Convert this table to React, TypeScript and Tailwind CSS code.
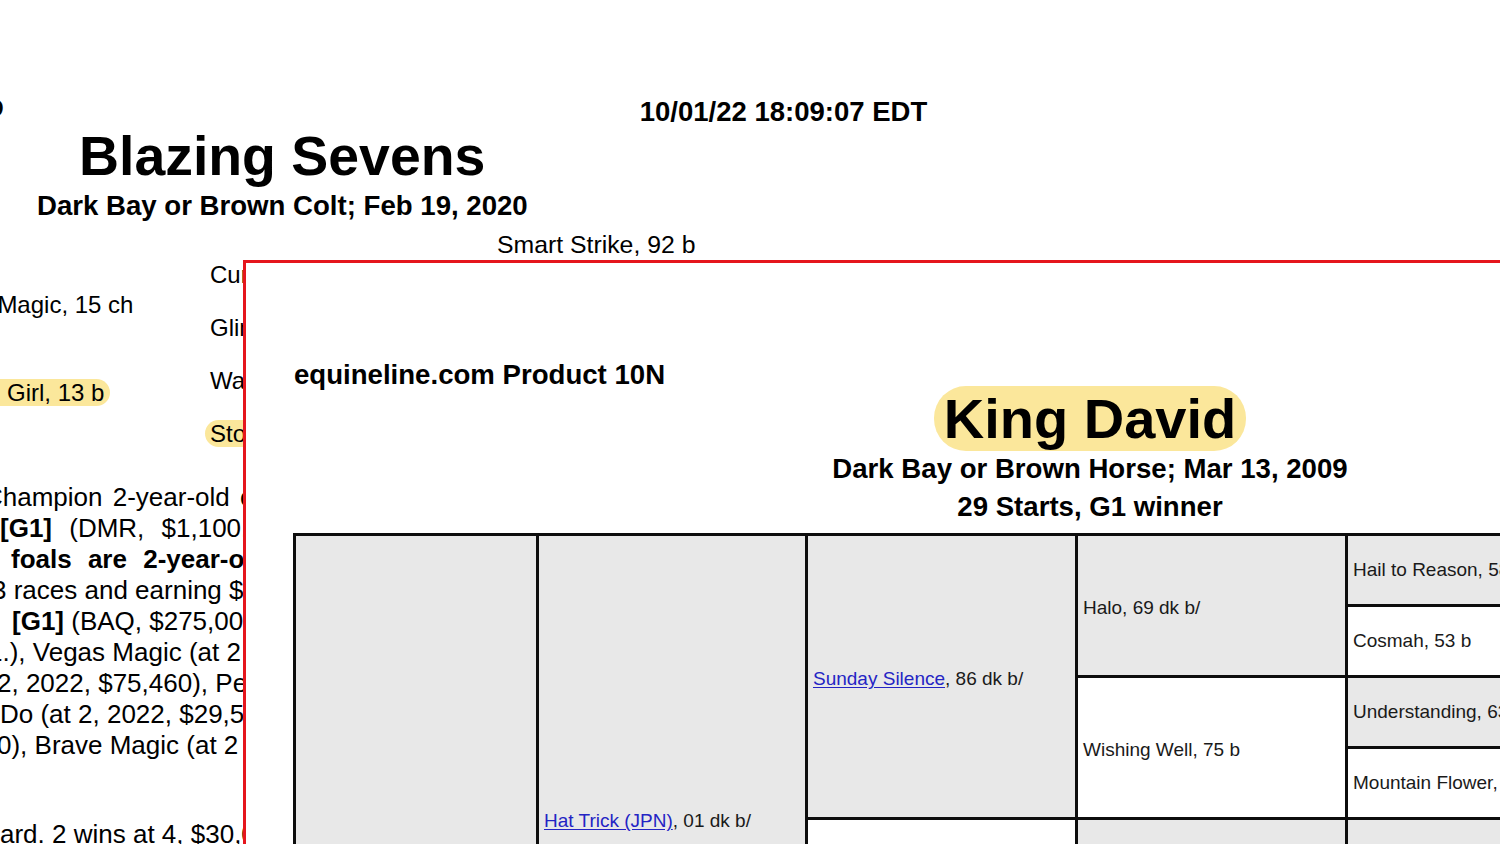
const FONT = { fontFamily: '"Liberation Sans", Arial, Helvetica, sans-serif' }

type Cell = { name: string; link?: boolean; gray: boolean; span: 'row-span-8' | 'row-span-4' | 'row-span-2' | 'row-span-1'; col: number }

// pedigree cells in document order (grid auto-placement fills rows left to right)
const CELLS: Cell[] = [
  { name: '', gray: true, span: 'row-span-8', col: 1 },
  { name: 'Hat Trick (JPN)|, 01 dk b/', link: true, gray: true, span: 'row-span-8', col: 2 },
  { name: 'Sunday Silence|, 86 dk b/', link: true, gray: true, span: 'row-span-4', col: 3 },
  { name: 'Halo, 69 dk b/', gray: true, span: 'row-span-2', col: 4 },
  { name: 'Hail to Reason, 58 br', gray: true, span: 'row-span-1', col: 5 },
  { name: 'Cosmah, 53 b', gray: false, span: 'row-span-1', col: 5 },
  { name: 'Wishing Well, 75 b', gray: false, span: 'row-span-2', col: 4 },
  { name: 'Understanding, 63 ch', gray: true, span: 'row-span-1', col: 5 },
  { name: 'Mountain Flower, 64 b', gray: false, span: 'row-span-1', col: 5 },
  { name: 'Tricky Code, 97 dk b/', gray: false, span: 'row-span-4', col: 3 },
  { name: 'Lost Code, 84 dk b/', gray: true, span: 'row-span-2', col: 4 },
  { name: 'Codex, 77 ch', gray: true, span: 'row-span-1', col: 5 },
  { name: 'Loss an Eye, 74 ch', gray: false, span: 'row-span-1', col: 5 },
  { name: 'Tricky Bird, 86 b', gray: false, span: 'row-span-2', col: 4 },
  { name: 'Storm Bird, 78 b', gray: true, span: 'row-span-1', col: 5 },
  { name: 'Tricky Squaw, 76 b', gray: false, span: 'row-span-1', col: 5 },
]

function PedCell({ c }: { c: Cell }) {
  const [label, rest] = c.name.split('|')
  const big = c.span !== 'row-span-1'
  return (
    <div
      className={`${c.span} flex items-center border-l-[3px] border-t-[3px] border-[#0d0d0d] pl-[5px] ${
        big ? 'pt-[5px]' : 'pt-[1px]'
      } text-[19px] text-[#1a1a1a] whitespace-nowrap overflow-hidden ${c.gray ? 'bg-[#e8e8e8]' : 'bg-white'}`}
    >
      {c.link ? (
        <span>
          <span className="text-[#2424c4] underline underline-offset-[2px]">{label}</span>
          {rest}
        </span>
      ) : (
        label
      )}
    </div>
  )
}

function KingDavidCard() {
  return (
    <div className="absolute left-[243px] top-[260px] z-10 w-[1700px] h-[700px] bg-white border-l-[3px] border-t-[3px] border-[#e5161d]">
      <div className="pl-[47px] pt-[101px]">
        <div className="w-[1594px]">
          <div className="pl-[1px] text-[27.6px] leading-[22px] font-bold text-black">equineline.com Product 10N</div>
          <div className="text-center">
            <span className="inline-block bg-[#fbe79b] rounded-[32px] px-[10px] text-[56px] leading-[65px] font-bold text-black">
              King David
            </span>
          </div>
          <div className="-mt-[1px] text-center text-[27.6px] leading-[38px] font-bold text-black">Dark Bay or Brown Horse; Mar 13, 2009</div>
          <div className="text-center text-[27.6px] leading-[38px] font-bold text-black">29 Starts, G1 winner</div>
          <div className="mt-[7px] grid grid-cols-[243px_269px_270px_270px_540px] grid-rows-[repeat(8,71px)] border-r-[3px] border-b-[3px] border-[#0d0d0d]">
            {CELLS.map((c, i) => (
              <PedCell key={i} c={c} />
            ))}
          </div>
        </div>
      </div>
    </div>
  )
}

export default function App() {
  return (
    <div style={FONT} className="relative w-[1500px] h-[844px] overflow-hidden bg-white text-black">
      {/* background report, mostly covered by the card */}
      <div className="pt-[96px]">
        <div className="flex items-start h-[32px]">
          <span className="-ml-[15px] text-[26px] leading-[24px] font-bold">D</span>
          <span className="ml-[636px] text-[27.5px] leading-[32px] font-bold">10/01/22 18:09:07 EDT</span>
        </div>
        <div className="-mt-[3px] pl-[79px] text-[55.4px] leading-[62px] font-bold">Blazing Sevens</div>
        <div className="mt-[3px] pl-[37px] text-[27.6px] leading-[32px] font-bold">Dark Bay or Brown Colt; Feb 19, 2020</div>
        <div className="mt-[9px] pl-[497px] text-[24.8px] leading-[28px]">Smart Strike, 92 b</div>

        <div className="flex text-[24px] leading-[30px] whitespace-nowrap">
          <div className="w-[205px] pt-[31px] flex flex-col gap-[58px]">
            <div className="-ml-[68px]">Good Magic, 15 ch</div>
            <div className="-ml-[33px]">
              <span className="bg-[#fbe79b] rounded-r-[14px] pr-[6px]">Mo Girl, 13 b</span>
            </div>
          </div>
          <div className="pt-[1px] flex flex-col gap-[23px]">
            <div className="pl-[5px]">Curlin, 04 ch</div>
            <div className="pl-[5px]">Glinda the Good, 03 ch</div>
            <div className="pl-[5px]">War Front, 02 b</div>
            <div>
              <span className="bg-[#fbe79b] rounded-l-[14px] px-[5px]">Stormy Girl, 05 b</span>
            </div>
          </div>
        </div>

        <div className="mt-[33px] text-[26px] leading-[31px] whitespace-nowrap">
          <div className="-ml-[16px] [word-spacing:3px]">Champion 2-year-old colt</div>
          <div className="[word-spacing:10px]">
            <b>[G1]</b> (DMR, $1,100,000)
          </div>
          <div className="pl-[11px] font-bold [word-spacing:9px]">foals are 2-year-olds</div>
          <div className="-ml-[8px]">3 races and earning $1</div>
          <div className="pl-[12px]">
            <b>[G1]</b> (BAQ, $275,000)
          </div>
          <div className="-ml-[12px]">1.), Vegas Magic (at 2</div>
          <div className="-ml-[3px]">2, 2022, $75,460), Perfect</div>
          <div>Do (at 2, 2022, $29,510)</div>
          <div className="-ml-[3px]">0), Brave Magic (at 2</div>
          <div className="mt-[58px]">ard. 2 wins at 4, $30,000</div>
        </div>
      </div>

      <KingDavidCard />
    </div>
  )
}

====

From the first line above through the line containing "string; link?: boolean;", copy everything exactly, without the pictures.

Convert this table to React, TypeScript and Tailwind CSS code.
const FONT = { fontFamily: '"Liberation Sans", Arial, Helvetica, sans-serif' }

type Cell = { name: string; link?: boolean; gray: boolean; span: 'row-span-8' | 'row-span-4' | 'row-span-2' | 'row-span-1'; col: number }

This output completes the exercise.